Berechtigte Euphorie mit Aber
Nach außen hin formulierten vom Teamchef abwärts alle, dass man nun keine Bäume in die Höhe wachsen lassen sollte. Die Niederlande und vor allem Frankreich sind ganz andere Kaliber, so weit, so bekannt. Aber auch Polen wird in einem Bewerbsspiel, DEM Spiel um das Achtelfinale, eine andere Hausnummer sein. Wenn Xaver Schlager nach dem Spiel sagt, dass die EM „entscheidend, davor ist alles eigentlich scheißegal“, hat er vollkommen recht. Allerdings darf man nicht vergessen, dass die Herren im Nationalteam Medienprofis sind. Ein 6:1 ist im Fußball immer außergewöhnlich, übertriebene Selbstlobhudelei geziemt sich alleine aus Respekt vor dem Gegner nicht. Und natürlich hat das Team seit Ralf Rangnicks Amtsantritt Riesenschritte nach vorne gemacht.

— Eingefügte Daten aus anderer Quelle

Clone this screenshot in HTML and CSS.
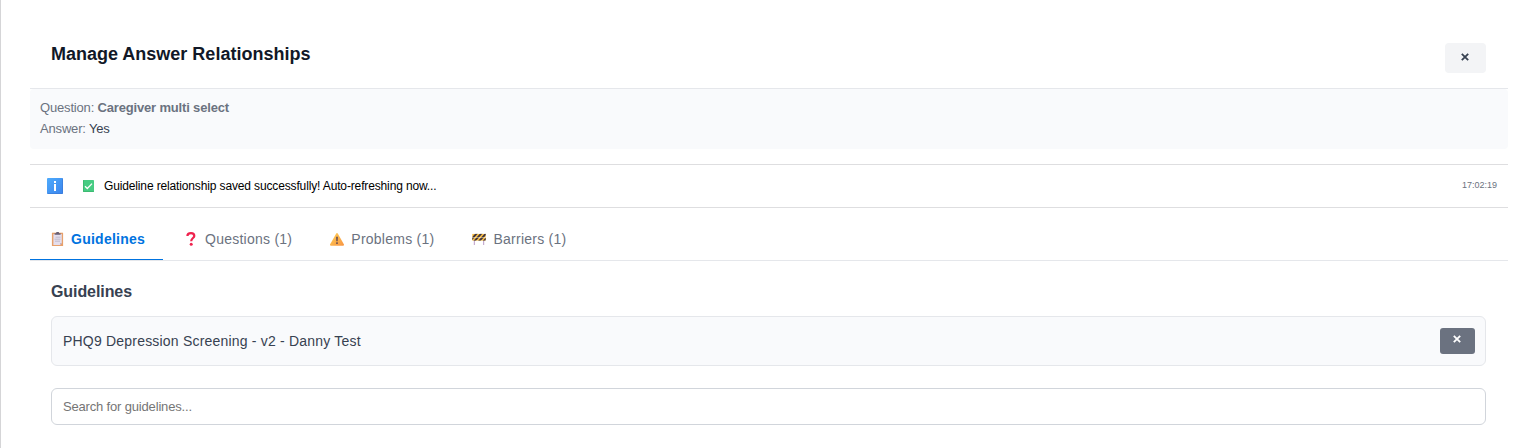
FILE: index.html
```html
<!DOCTYPE html>
<html lang="en">
<head>
<meta charset="utf-8">
<title>Manage Answer Relationships</title>
<link rel="stylesheet" href="styles.css">
</head>
<body>
<main class="panel">
  <header class="header">
    <h1 class="title">Manage Answer Relationships</h1>
    <button class="close" aria-label="Close"><svg width="8" height="8" viewBox="0 0 8 8"><path class="cross" d="M.8.8 7.2 7.2M7.2.8.8 7.2"/></svg></button>
  </header>
  <section class="context">
    <div>Question: <b>Caregiver multi select</b></div>
    <div>Answer: <span class="value">Yes</span></div>
  </section>
  <section class="alert">
    <svg class="info" width="16" height="16" viewBox="0 0 16 16"><defs><linearGradient id="blue" x2="1" y2="1"><stop stop-color="#4eabfc"/><stop offset="1" stop-color="#3b84ed"/></linearGradient></defs><rect width="16" height="16" rx="1" fill="url(#blue)"/><path d="M.5 15.5h15V.5" fill="none" stroke="#3978d4" stroke-opacity=".6"/><path d="M7 3h2v2H7zM7 6h2v7H7z" fill="#fff"/></svg>
    <svg class="check" width="11" height="12" viewBox="0 0 11 12"><rect width="11" height="12" rx=".7" fill="#47cc83"/><path d="M.4 0v11.6H11" fill="none" stroke="#3ab36b" stroke-width=".8"/><path d="m2 6.2 2.3 2.3L9 3.6" fill="none" stroke="#fff" stroke-width="1.3"/></svg>
    <span class="message">Guideline relationship saved successfully! Auto-refreshing now...</span>
    <time class="time">17:02:19</time>
  </section>
  <nav class="tabs">
    <a class="tab active"><svg class="icon" width="13" height="14" viewBox="0 0 13 14"><path d="M.9.7h11.2V14H.9z" fill="#e7a06b"/><path d="M2.4 2h8.400v9L9 13H2.4z" fill="#e4deed"/><path d="m9 13 .1-2h1.700z" fill="#bbaec8"/><path d="M3.600 1.200h1.700V0h2.600v1.200h1.700v1.600h-6z" fill="#665e75"/><path d="M4.500 5.200h5M3.500 7.200h6M4 9.200h5" stroke="#b9b1c4" stroke-width=".8"/></svg>Guidelines</a>
    <a class="tab"><svg class="icon" width="14" height="14" viewBox="0 0 14 14"><path d="M3.4 4.100C3.400 1.900 4.800 1.200 7 1.200c2.300 0 3.300 1 3.300 2.700C10.300 6 7.200 6.200 7.200 9.200" fill="none" stroke="#ef234e" stroke-width="2.200"/><circle cx="7.200" cy="12.200" r="1.500" fill="#ef234e"/></svg>Questions (1)</a>
    <a class="tab"><svg class="icon" width="14" height="14" viewBox="0 0 14 14"><defs><linearGradient id="amber" x2="1" y2="1"><stop stop-color="#ffd052"/><stop offset="1" stop-color="#f89545"/></linearGradient></defs><path d="M6.200 1.400q.8-1 1.600 0L14 12.500q.2 1.200-1 1.200H1q-1.200 0-1-1.200z" fill="url(#amber)"/><path d="M6.200 4.700h1.600l-.2 4.500H6.400zM6.300 10.300h1.400v1.600H6.300z" fill="#594252"/></svg>Problems (1)</a>
    <a class="tab"><svg class="icon" width="14" height="14" viewBox="0 0 15 14"><defs><clipPath id="boards"><path d="M.3 1.300h14.400v3.500H.3zM.3 5.300h14.400v3.700H.3z"/></clipPath></defs><path d="M2.500 8v5.400M12.500 8v5.400" stroke="#bd9fc9" stroke-width="1.100"/><g clip-path="url(#boards)"><path d="M0 1h15v9H0z" fill="#f9be42"/><path d="m-2 9 8-9M2 10l9-10M7 10l9-10M12 10l8-9" stroke="#3d3340" stroke-width="2"/></g></svg>Barriers (1)</a>
  </nav>
  <section class="content">
    <h2 class="heading">Guidelines</h2>
    <div class="card"><span class="name">PHQ9 Depression Screening - v2 - Danny Test</span><button class="remove" aria-label="Remove"><svg width="8" height="8" viewBox="0 0 8 8"><path class="cross" d="M.8.8 7.2 7.2M7.2.8.8 7.2"/></svg></button></div>
    <input class="search" placeholder="Search for guidelines...">
  </section>
</main>
</body>
</html>
```
FILE: styles.css
```css
* { box-sizing: border-box; }
body { margin: 0; height: 448px; overflow: hidden; border-left: 1px solid #d5d5d7; background: #fff; font-family: "Liberation Sans", Arial, sans-serif; }
button { border: 0; padding: 0; display: flex; align-items: center; justify-content: center; }
.cross { fill: none; stroke: currentColor; stroke-width: 1.8; }
.panel { margin: 0 27px 0 29px; }
.header { height: 89px; border-bottom: 1px solid #e5e7eb; padding: 43px 22px 0 21px; display: flex; justify-content: space-between; align-items: flex-start; }
.title { margin: 0; font-size: 18px; line-height: 22px; color: #111827; }
.close { width: 41px; height: 30px; border-radius: 4px; background: #f3f4f6; color: #374151; padding: 0 1px 2px 0; }
.context { height: 60px; background: #f9fafc; border-radius: 4px; padding: 8px 10px; font-size: 13px; line-height: 21px; letter-spacing: -.17px; color: #6b7280; }
.value { color: #374151; }
.alert { margin-top: 15px; height: 44px; border: solid #dedee0; border-width: 1px 0; display: flex; align-items: center; padding: 0 11px 0 17px; font-size: 12px; color: #000; }
.message { letter-spacing: -.14px; }
.check { margin: 0 10px 0 20px; }
.time { margin-left: auto; font-size: 9px; color: #6b7280; padding-bottom: 2px; }
.tabs { height: 53px; border-bottom: 1px solid #e5e7eb; display: flex; font-size: 14px; letter-spacing: .25px; color: #6b7280; }
.tab { height: 52px; display: flex; align-items: center; padding: 10px 17px 0 21px; white-space: nowrap; }
.icon { flex: none; margin-right: 7px; }
.active { width: 133px; border-bottom: 1px solid #0073e0; color: #0073e0; font-weight: 700; }
.heading { margin: 0; font-size: 16px; line-height: 20px; letter-spacing: -.08px; color: #374151; }
.content { padding: 21px 22px 0 21px; }
.card { margin-top: 14px; height: 50px; border: 1px solid #e5e7eb; border-radius: 6px; background: #f9fafc; display: flex; align-items: center; justify-content: space-between; padding: 0 10px 0 11px; font-size: 14px; color: #374151; }
.name { letter-spacing: .2px; }
.remove { width: 35px; height: 26px; background: #6b7280; color: #fff; border-radius: 3px; padding: 0 1px 4px 0; }
.search { display: block; margin-top: 22px; width: 100%; height: 37px; border: 1px solid #d1d5db; border-radius: 6px; padding: 0 11px; font: 13px "Liberation Sans", Arial, sans-serif; letter-spacing: -.17px; background: #fff; }
.search::placeholder { color: #757575; }
```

Aber alle Beteiligten – Medien und Fans mit eingeschlossen – sind gut beraten, mit der richtigen Dosierung Richtung Europameisterschaft zu fahren. Es ist nicht alles gut und nach möglichen Niederlagen in den letzten beiden Tests gegen Serbien und die Schweiz ist nicht alles schlecht. Kann gerade hierzulande nicht oft genug betont werden.